◆ What you need to do: Wherever the word "components" turns up in a line of the entries, copy that line.

◆ Excerpted data:
◆ ◆ ◆ ◆ ◆

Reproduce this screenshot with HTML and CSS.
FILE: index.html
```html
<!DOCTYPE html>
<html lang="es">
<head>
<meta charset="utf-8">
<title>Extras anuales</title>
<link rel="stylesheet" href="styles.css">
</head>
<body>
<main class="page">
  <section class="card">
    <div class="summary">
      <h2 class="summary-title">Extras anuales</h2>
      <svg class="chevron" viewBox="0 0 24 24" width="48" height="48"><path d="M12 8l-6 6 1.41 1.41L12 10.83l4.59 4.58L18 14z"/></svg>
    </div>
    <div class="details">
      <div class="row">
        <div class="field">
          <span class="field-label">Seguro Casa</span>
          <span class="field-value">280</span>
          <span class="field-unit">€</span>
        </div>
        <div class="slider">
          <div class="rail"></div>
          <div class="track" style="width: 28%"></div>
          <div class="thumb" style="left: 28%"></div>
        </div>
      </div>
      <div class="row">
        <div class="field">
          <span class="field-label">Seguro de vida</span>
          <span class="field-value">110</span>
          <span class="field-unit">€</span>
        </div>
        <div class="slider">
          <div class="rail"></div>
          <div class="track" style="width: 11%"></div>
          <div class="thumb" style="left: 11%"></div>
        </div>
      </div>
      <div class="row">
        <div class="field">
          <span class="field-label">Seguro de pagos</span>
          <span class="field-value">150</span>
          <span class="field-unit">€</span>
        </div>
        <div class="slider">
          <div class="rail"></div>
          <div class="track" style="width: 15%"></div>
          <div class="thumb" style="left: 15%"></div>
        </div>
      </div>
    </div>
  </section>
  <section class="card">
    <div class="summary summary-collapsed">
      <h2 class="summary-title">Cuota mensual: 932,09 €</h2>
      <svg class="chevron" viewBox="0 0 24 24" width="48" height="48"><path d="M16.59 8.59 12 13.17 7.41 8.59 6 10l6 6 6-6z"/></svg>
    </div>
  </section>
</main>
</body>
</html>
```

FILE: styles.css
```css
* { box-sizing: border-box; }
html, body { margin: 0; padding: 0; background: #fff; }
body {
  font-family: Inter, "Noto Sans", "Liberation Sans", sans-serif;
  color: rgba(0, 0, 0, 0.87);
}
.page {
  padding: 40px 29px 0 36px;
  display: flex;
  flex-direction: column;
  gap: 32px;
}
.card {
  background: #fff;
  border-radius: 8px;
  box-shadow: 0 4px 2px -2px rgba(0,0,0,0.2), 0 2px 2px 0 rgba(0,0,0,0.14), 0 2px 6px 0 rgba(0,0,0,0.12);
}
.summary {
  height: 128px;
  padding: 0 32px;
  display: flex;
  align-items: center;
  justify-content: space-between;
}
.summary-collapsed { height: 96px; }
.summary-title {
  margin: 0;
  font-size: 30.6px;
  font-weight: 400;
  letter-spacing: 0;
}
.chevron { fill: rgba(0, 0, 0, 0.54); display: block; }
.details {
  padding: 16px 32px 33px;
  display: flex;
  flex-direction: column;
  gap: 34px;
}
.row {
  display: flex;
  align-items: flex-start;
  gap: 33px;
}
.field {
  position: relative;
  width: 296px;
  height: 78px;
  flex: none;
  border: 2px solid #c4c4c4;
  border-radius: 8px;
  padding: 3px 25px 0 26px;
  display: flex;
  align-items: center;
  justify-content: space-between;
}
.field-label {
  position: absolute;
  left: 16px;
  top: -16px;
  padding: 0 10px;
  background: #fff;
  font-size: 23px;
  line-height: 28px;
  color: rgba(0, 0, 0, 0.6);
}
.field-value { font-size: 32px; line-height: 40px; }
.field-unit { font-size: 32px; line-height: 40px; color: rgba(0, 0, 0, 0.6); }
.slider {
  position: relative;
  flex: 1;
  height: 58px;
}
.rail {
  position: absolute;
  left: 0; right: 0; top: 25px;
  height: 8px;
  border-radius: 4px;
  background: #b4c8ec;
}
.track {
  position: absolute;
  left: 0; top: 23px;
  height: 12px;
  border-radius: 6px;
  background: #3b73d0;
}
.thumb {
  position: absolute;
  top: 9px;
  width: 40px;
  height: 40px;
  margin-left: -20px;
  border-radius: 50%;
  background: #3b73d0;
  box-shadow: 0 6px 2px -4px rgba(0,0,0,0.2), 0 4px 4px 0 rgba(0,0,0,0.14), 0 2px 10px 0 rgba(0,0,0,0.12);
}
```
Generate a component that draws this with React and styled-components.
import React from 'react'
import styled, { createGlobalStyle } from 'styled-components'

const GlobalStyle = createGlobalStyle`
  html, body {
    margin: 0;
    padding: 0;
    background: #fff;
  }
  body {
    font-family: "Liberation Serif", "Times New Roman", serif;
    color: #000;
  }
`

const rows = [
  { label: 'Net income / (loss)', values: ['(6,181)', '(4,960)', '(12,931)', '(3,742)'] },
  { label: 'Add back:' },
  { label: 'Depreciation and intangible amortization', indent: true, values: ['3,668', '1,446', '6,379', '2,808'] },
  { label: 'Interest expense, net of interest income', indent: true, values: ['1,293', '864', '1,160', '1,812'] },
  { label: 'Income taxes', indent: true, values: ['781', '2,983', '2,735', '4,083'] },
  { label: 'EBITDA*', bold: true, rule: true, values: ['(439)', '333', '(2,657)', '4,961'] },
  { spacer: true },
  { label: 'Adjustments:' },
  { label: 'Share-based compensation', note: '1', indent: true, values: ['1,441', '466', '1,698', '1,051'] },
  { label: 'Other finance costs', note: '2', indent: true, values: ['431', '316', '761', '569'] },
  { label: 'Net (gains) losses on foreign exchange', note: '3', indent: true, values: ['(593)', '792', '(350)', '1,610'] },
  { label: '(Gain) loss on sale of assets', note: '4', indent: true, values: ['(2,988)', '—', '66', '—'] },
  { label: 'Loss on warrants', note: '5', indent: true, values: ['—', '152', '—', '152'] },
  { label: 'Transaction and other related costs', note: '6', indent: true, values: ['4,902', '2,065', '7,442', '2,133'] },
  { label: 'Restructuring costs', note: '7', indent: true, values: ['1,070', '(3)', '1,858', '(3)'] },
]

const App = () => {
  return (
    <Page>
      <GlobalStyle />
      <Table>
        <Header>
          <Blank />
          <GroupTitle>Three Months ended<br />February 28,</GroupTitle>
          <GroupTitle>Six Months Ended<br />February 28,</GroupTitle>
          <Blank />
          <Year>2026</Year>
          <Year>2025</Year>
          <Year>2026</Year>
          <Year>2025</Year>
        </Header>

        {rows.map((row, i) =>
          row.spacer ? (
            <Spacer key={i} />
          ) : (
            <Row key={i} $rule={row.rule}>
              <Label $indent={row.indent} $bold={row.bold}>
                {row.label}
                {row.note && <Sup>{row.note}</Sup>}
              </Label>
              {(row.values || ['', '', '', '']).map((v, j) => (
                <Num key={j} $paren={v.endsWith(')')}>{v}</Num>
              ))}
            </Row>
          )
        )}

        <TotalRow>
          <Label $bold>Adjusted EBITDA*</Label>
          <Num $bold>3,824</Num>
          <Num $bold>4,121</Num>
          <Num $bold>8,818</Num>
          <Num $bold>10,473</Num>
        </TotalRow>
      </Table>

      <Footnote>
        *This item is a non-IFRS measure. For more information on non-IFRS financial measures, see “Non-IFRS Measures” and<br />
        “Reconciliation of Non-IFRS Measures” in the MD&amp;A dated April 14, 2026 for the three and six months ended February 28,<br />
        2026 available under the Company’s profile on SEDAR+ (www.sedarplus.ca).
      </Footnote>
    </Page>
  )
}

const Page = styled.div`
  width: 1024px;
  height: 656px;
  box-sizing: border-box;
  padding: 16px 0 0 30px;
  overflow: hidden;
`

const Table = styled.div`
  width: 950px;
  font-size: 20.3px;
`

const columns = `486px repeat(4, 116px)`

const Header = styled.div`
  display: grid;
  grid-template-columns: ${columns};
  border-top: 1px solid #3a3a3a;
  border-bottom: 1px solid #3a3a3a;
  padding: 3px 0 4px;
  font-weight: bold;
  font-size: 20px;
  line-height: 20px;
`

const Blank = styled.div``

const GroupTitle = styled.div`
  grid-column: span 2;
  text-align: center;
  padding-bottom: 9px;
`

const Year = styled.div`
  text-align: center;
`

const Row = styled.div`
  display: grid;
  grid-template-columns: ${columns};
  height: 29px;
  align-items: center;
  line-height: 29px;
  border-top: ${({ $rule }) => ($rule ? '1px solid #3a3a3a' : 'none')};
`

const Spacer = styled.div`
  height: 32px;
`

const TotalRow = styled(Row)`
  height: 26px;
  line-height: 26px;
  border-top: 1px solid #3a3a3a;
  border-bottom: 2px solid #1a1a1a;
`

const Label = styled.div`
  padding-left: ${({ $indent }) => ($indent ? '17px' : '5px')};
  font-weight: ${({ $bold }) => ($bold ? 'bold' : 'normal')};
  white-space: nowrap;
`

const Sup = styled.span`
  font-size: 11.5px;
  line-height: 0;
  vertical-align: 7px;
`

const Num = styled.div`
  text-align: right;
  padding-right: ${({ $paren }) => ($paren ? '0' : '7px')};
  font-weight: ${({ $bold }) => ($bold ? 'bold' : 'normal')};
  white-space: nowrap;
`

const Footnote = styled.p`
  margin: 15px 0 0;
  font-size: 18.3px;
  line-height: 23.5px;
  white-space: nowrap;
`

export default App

◆ ◆ ◆ ◆ ◆

◆ Problem solution:
Generate a component that draws this with React and styled-components.
import styled, { createGlobalStyle } from 'styled-components'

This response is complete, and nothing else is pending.